In this blog post, we’ll outline why personalisation and data privacy matter, the tension that exists between these objectives, and how financial services companies can properly manage customer data to meet regulatory standards and give their customers piece of mind.
The hyper-personalisation imperative
The call to action is clear to banks: Personalisation drives more impactful marketing, optimised sales conversion, and improved customer satisfaction. Data analytics will help banks to close the gap that is opening up between their customers’ personalisation expectations and the reality of their banks’ offerings: Over 90% of global consumers say they want their bank to understand their needs, but only a third say their bank does this.
Aggregating vast troves of customer data into a centralised customer data platform and applying machine learning-powered analytics will be critical to delivering banks’ quest to improve the customer experience by laying on personalised products and services.
The data privacy tension
Financial services firms need to be careful about how they collect, manage, and use customer data to avoid a loss of customer trust and regulatory sanctions.
While customers increasingly expect experiences tailored to their unique needs, they are also concerned about the privacy of their personal data. Sixty-five percent of global consumers worry that their data is collected without their consent. And financial services customers stand out as especially data privacy-conscious: It is by far the industry in which data privacy matters more to its customers.
Inspired by the EU’s General Data Protection (GDPR) legislation, data privacy regulations are spreading across the globe. Banks will increasingly have to navigate local and global data privacy rules. The substantial data privacy fines dished out to big tech firms Amazon and Meta portend what is in store for financial firms that fail to meet rising standards.
The UK’s data regulator - the ICO - warned organisations in April about the related data privacy risks associated with generative AI technology. The ICO flagged transparency, automated decision making, lawful basis for data processing, and individual rights requests risks. Banks must be able to explain how they collect and process customer data and make decisions – but generative AI models are extremely complex and difficult to understand or explain. Key individual rights under data privacy regulations – such as “the right to be forgotten” - could also be difficult to carry out when using machine learning models.
Regulators are also in the process of drawing up AI regulation as it increasingly plays a role in decision making in financial services. Banks will need to ensure that they are prepared for new rules on the responsible use of AI that focuses on accountability and explainability, among other areas.
How to navigate the personalisation and data privacy tension
Financial services firms can still manage data privacy risk while accelerating their personalisation journeys with the following five steps.
First and foremost, organisations must put in place a data privacy compliance framework. A data privacy framework builds on data governance foundations to set out a company’s policies and procedures relating specifically to data privacy, including the identification of risks and access management.
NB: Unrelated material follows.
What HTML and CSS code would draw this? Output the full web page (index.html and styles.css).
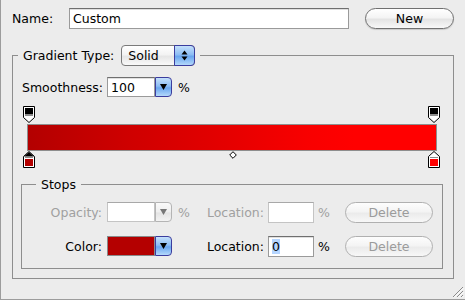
FILE: index.html
```html
<!DOCTYPE html>
<html lang="en">
<head>
  <meta charset="UTF-8" />
  <title>Gradient Editor</title>
  <link rel="stylesheet" href="styles.css">
</head>
<body>
  <div class="window">
    <div class="name-row">
      <span class="name-label">Name:</span>
      <span class="field name-field">Custom</span>
      <span class="pill new-btn">New</span>
    </div>

    <fieldset class="group outer">
      <legend class="outer-legend">
        <span>Gradient Type:</span>
        <span class="popup">Solid
          <span class="popup-btn">
            <svg width="7" height="11" viewBox="0 0 7 11"><path d="M3.5 0.5L6.5 4.5H0.5Z M0.5 6.5H6.5L3.5 10.5Z" fill="#000"/></svg>
          </span>
        </span>
      </legend>

      <div class="smooth-row">
        <span class="smooth-label">Smoothness:</span>
        <span class="combo">
          <span class="field combo-field">100</span>
          <span class="combo-btn"><svg width="7" height="6" viewBox="0 0 7 6"><path d="M0 0H7L3.5 6Z" fill="#000"/></svg></span>
        </span>
        <span class="pct">%</span>
      </div>

      <!-- gradient ramp with opacity stops above and color stops below -->
      <div class="ramp">
        <div class="ramp-top">
          <svg class="stop stop-left" width="12" height="17" viewBox="0 0 12 17">
            <path d="M0.5 0.5H11.5V11.5L6 16.5L0.5 11.5Z" fill="#fff" stroke="#000"/>
            <rect x="2" y="2" width="8" height="6" fill="#000"/>
            <rect x="2" y="8" width="8" height="2" fill="#8c8c8c"/>
          </svg>
          <svg class="stop stop-right" width="12" height="17" viewBox="0 0 12 17">
            <path d="M0.5 0.5H11.5V11.5L6 16.5L0.5 11.5Z" fill="#fff" stroke="#000"/>
            <rect x="2" y="2" width="8" height="6" fill="#000"/>
            <rect x="2" y="8" width="8" height="2" fill="#8c8c8c"/>
          </svg>
        </div>
        <div class="ramp-bar"></div>
        <div class="ramp-bottom">
          <svg class="stop stop-left" width="12" height="17" viewBox="0 0 12 17">
            <path d="M6 0.5L11.5 5.5V16.5H0.5V5.5Z" fill="#fff" stroke="#000"/>
            <path d="M6 1L11 5.5H1Z" fill="#000"/>
            <rect x="2" y="6" width="8" height="1" fill="#8c8c8c"/>
            <rect x="2" y="8" width="8" height="7" fill="#b40000"/>
          </svg>
          <svg class="midpoint" width="8" height="8" viewBox="0 0 8 8">
            <path d="M4 0.7L7.3 4L4 7.3L0.7 4Z" fill="#fff" stroke="#000"/>
          </svg>
          <svg class="stop stop-right" width="12" height="17" viewBox="0 0 12 17">
            <path d="M6 0.5L11.5 5.5V16.5H0.5V5.5Z" fill="#fff" stroke="#000"/>
            <rect x="2" y="6" width="8" height="1" fill="#8c8c8c"/>
            <rect x="2" y="8" width="8" height="7" fill="#ff0000"/>
          </svg>
        </div>
      </div>

      <fieldset class="group stops">
        <legend class="stops-legend">Stops</legend>

        <div class="stop-row disabled">
          <span class="row-label">Opacity:</span>
          <span class="combo">
            <span class="field combo-field"></span>
            <span class="combo-btn gray"><svg width="7" height="6" viewBox="0 0 7 6"><path d="M0 0H7L3.5 6Z" fill="#777"/></svg></span>
          </span>
          <span class="pct">%</span>
          <span class="loc-label">Location:</span>
          <span class="field loc-field"></span>
          <span class="pct2">%</span>
          <span class="pill del-btn">Delete</span>
        </div>

        <div class="stop-row">
          <span class="row-label">Color:</span>
          <span class="combo">
            <span class="swatch"></span>
            <span class="combo-btn"><svg width="7" height="6" viewBox="0 0 7 6"><path d="M0 0H7L3.5 6Z" fill="#000"/></svg></span>
          </span>
          <span class="pct"></span>
          <span class="loc-label">Location:</span>
          <span class="field loc-field"><span class="sel">0</span></span>
          <span class="pct2">%</span>
          <span class="pill del-btn">Delete</span>
        </div>
      </fieldset>
    </fieldset>

    <svg class="grip" width="13" height="13" viewBox="0 0 13 13">
      <path d="M12 2L2 12M12 6L6 12M12 10L10 12" stroke="#8a8a8a" stroke-width="1"/>
      <path d="M12.5 3L3 12.5M12.5 7L7 12.5M12.5 11L11 12.5" stroke="#fff" stroke-width="1"/>
    </svg>
  </div>
</body>
</html>
```

FILE: styles.css
```css
* { box-sizing: border-box; }
html, body { margin: 0; }
body { font-family: "DejaVu Sans", sans-serif; font-size: 12.5px; line-height: 15px; color: #000; background: #ececec; }

.window { position: relative; width: 465px; height: 300px; border-left: 1px solid #9c9c9c; border-bottom: 1px solid #9c9c9c; }

/* name row */
.name-row { display: flex; align-items: center; padding: 7px 0 0 11px; }
.name-label { width: 57px; }
.field { display: block; height: 21px; padding: 2px 3px 0; background: #fff; border: 1px solid #9a9a9a; border-top-color: #6f6f6f; box-shadow: inset 0 1px 0 #e0e0e0; }
.name-field { width: 280px; }
.pill { display: flex; align-items: center; justify-content: center; height: 21px; border-radius: 11px; border: 1px solid #707070; background: linear-gradient(#ffffff, #f4f4f4 45%, #e4e4e4 55%, #f8f8f8); box-shadow: 0 1px 1px rgba(0,0,0,0.15); }
.new-btn { width: 89px; margin-left: 16px; margin-top: 1px; }

/* group boxes */
.group { margin: 0; padding: 0; border: 1px solid #8e8e8e; min-width: 0; }
.outer { margin: 16px 11px 0 11px; padding-bottom: 9px; }
.outer-legend { display: flex; align-items: center; gap: 7px; margin-left: 5px; padding: 0 5px; }
.popup { position: relative; display: flex; align-items: center; width: 74px; height: 21px; padding-left: 6px; border: 1px solid #7a7a7a; border-radius: 4px; background: linear-gradient(#ffffff, #f3f3f3 45%, #e6e6e6 55%, #f9f9f9); }
.popup-btn { position: absolute; top: -1px; right: -1px; bottom: -1px; width: 21px; display: flex; align-items: center; justify-content: center; border: 1px solid #3b3d9e; border-radius: 0 4px 4px 0; background: linear-gradient(#c4e0fb, #8dbdf4 45%, #6aa6ef 55%, #b3d8fb); }

/* smoothness */
.smooth-row { display: flex; align-items: center; margin-top: 11px; padding-left: 9px; }
.smooth-label { width: 85px; }
.combo { display: flex; height: 20px; }
.combo-field { width: 48px; height: 20px; padding-top: 2px; }
.combo-btn { width: 17px; height: 20px; display: flex; align-items: center; justify-content: center; border: 1px solid #3b3d9e; border-radius: 0 4px 4px 0; background: linear-gradient(#c4e0fb, #8dbdf4 45%, #6aa6ef 55%, #b3d8fb); }
.combo-btn.gray { border-color: #b4b4b4; background: linear-gradient(#fafafa, #efefef 50%, #e4e4e4 55%, #f3f3f3); }
.pct { width: 20px; padding-left: 6px; }

/* gradient ramp */
.ramp { width: 410px; margin: 9px 0 0 14px; }
.ramp-top, .ramp-bottom { position: relative; height: 17px; }
.ramp-bar { height: 27px; margin: 1px 0 0; border: 1px solid #8e8e8e; background: linear-gradient(to right, #b30000, #cf0000 25%, #e60000 50%, #f80000 68%, #ff0000 80%); }
.stop { position: absolute; top: 0; }
.stop-left { left: -4px; }
.stop-right { right: -3px; }
.midpoint { position: absolute; top: 0; left: 202px; }

/* stops box */
.stops { margin: 9px 10px 0 8px; padding: 10px 0 12px; }
.stops-legend { margin-left: 14px; padding: 0 5px; }
.stop-row { display: flex; align-items: center; height: 20px; }
.stop-row + .stop-row { margin-top: 14px; }
.row-label { width: 80px; margin-right: 5px; text-align: right; }
.swatch { display: block; width: 48px; height: 20px; background: #b40000; border: 1px solid #8a8a8a; }
.loc-label { width: 72px; margin-right: 4px; text-align: right; }
.loc-field { width: 46px; height: 21px; }
.pct2 { width: 31px; padding-left: 4px; }
.del-btn { width: 88px; color: #9b9b9b; border-color: #b0b0b0; background: linear-gradient(#fdfdfd, #f4f4f4 45%, #ebebeb 55%, #f8f8f8); box-shadow: none; }
.sel { background: #b5d5ff; }

.disabled { color: #a0a0a0; }
.disabled .field { border-color: #c4c4c4; border-top-color: #a8a8a8; box-shadow: none; }

.grip { position: absolute; right: 1px; bottom: 1px; }
```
Data privacy policies and procedures will be key to assuring compliance by demonstrating to auditors the steps taken to minimise risk.
But a data privacy framework will only be effective in practice if a top-down data privacy culture is embedded within the organisation. Executive sponsorship will ensure that those tasked with delivering with the framework are empowered to do so. This will also encourage the rest of the organisation to embed data privacy practice into their ways of working.
Gartner highlights four ways to properly manage customer data in its recent article “How to Straddle Personalization and Privacy.”
- Be explicit: Give customers more control over how their data is processed with consent and preference settings.
- Be Transparent: Privacy settings should clearly lay out how and why a company intends to use and manage their personal data.
- Ethical Data Management: The value that data use cases bring to the customer should be at the heart of a company’s data management strategy. Ethical data management means reflecting on not only if a company can use data but also if they should use that data, with the customer in mind.
- Minimise Data Collection: Define each data use case to ascertain what data is actually needed to limit data collection.
Firms also need to maximise their capture of first party data as third-party cookies are finally phased out for good. First-party data is collected directly with the consent from the data owner and will become increasingly important to marketers in a cookieless future. It is also often more valuable and accurate as it is not aggregated like third-party data. First-party data can be collected through interactions or searches on apps or responses to marketing campaigns.
It’s also important for financial services companies to better understand their customers’ preferences in relation to data privacy. Not all customers are willing to trade their data for personalised services. Organisations need to establish and segment their customers into two broad groups and ensure that they don’t cross the line with those customers who don’t want to feel their provider knows too much about them.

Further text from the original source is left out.